Co₇-Cluster-Based Metal–Organic Frameworks with Mixed Carboxylate and Pyrazolate Ligands: Construction and CO₂ Adsorption and Fixation

Abstract

Cluster-based metal–organic frameworks (MOFs) supported by mixed ligands usually have unique properties due to the combined features from different ligands. In this regard, it is rather rare for carboxylate and pyrazolate ligands as "struts" to be present in one MOF. Herein, four isostructural heptanuclear Co(II)-based MOFs based on mixed carboxylate and pyrazolate ligands, [Co7(μ3-OH)4(BDP)2(IPA-X)5] (BUT-127-X; X = H, OH, Br, and NH2, respectively; BDP2– = 1,4-benzenedipyrozolate and IPA2– = isophthalate), were synthesized through carefully tuning the solvothermal reaction conditions. Structurally, in these MOFs, alternately connecting Co7(μ3-OH)4 clusters with carboxylate ligands (IPA2–-X) generate two-dimensional (2D) layers, which are further supported by the pyrazolate ligands (BDP2–), giving rise to the final pillared-layer frameworks with well adjustable pore surface environments.
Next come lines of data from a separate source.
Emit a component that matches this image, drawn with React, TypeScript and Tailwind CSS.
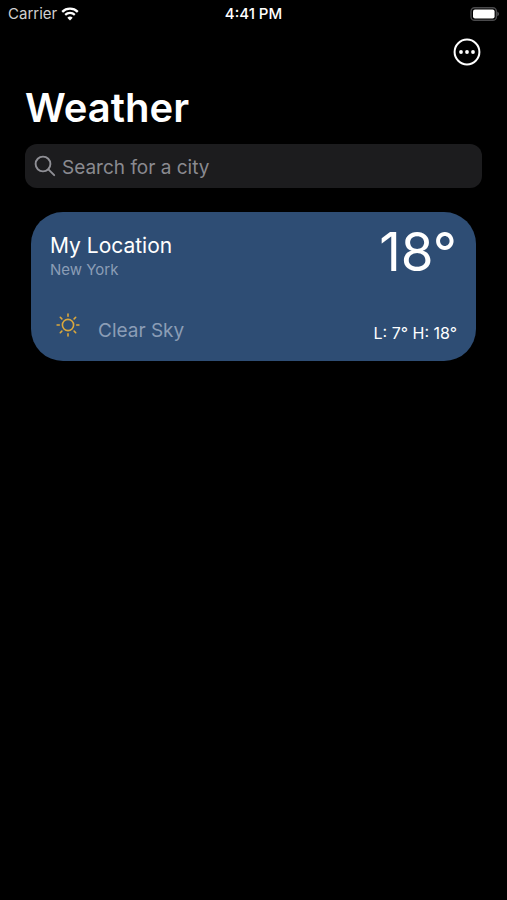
function WifiIcon() {
  return (
    <svg width="18" height="14" viewBox="0 0 18 14" fill="none" aria-hidden="true">
      <path d="M1.2 4.8a11.2 11.2 0 0 1 15.6 0" stroke="white" strokeWidth="2.3" />
      <path d="M4.2 7.9a6.9 6.9 0 0 1 9.6 0" stroke="white" strokeWidth="2.2" />
      <path d="M9 13.4 6.3 10.7a3.9 3.9 0 0 1 5.4 0z" fill="white" />
    </svg>
  );
}

function BatteryIcon() {
  return (
    <svg width="29" height="14" viewBox="0 0 29 14" fill="none" aria-hidden="true">
      <rect x="1" y="0.7" width="25.4" height="12.6" rx="3.6" stroke="#4a4a4c" strokeWidth="1.4" />
      <rect x="3" y="2.4" width="21.6" height="9.2" rx="2" fill="white" />
      <path d="M27.4 4.8c1 .4 1.5 1.2 1.5 2.2s-.5 1.8-1.5 2.2z" fill="#5a5a5c" />
    </svg>
  );
}

function MoreIcon() {
  return (
    <svg width="28" height="28" viewBox="0 0 28 28" fill="none" aria-hidden="true">
      <circle cx="14" cy="14" r="12.4" stroke="white" strokeWidth="2" />
      <circle cx="8" cy="14" r="1.9" fill="white" />
      <circle cx="14" cy="14" r="1.9" fill="white" />
      <circle cx="20" cy="14" r="1.9" fill="white" />
    </svg>
  );
}

function SearchIcon() {
  return (
    <svg width="22" height="22" viewBox="0 0 22 22" fill="none" stroke="#8f8f95" strokeWidth="1.9" strokeLinecap="round" aria-hidden="true">
      <circle cx="9" cy="9" r="7.4" />
      <path d="m14.4 14.4 5.8 5.8" />
    </svg>
  );
}

const rays = [0, 45, 90, 135, 180, 225, 270, 315];

function SunIcon() {
  return (
    <svg width="24" height="24" viewBox="0 0 24 24" fill="none" stroke="#dba83c" strokeWidth="1.6" strokeLinecap="round" aria-hidden="true">
      <circle cx="12" cy="12" r="5.6" />
      {rays.map((angle) => (
        <path key={angle} d="M12 3.3V1.1" transform={`rotate(${angle} 12 12)`} />
      ))}
    </svg>
  );
}

export default function App() {
  return (
    <div className="min-h-screen bg-black font-['Inter',sans-serif] text-white">
      <header className="grid h-7 grid-cols-3 items-center px-2 text-[15px]">
        <div className="flex items-center gap-1 text-[#d0d0d0]">
          <span>Carrier</span>
          <WifiIcon />
        </div>
        <time className="text-center font-medium">4:41 PM</time>
        <div className="flex justify-end">
          <BatteryIcon />
        </div>
      </header>

      <div className="flex h-12 items-center justify-end px-[26px]">
        <button type="button" aria-label="More options">
          <MoreIcon />
        </button>
      </div>

      <main className="px-[25px]">
        <h1 className="pt-1 pb-2 text-[40px] leading-14 font-semibold">Weather</h1>

        <label className="flex h-11 items-center gap-1.5 rounded-xl bg-[#1c1c1e] px-[9px]">
          <SearchIcon />
          <input
            type="search"
            aria-label="Search for a city"
            placeholder="Search for a city"
            className="h-8 min-w-0 flex-1 bg-transparent pt-0.5 text-[19px] outline-none placeholder:text-[#8a8a90]"
          />
        </label>

        <article className="mx-1.5 mt-6 flex h-[149px] flex-col justify-between rounded-[32px] bg-[#2e4d74] px-[19px] pt-4 pb-4">
          <div className="flex items-start justify-between">
            <div className="pt-1">
              <h2 className="text-[21px] leading-7">My Location</h2>
              <p className="text-[15px] leading-5">
                <span className="text-[#8b9db6]">New York</span>
              </p>
            </div>
            <p className="text-[53px] leading-12">18°</p>
          </div>
          <div className="flex items-end justify-between">
            <div className="flex items-end gap-[18px] pl-1.5">
              <div className="pb-2">
                <SunIcon />
              </div>
              <p className="text-[19px] leading-7 text-[#8b9db6]">Clear Sky</p>
            </div>
            <p className="text-base leading-6">L: 7° H: 18°</p>
          </div>
        </article>
      </main>
    </div>
  );
}
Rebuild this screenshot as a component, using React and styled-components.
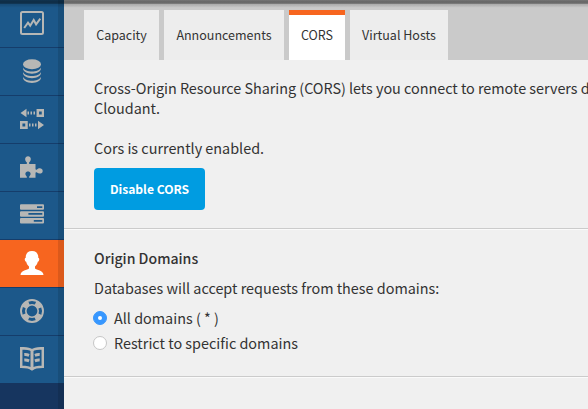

They have permanent porosity with high Brunauer–Emmett–Teller surfaces from 1030 to 1314 m2 g–1, as well as good chemical stability. Interestingly, four Co(II) atoms in the Co7(μ3-OH)4 cluster exhibit a five-coordinated configuration that affords open metal sites. The feature allows these MOFs to present good CO2 adsorption performance and catalytic activity for the CO2 fixation, where BUT-127-NH2 gave the best catalytic performance for the cycloaddition of CO2 with epoxides into cyclic carbonates under mild conditions (1 bar, 25 and 50 °C).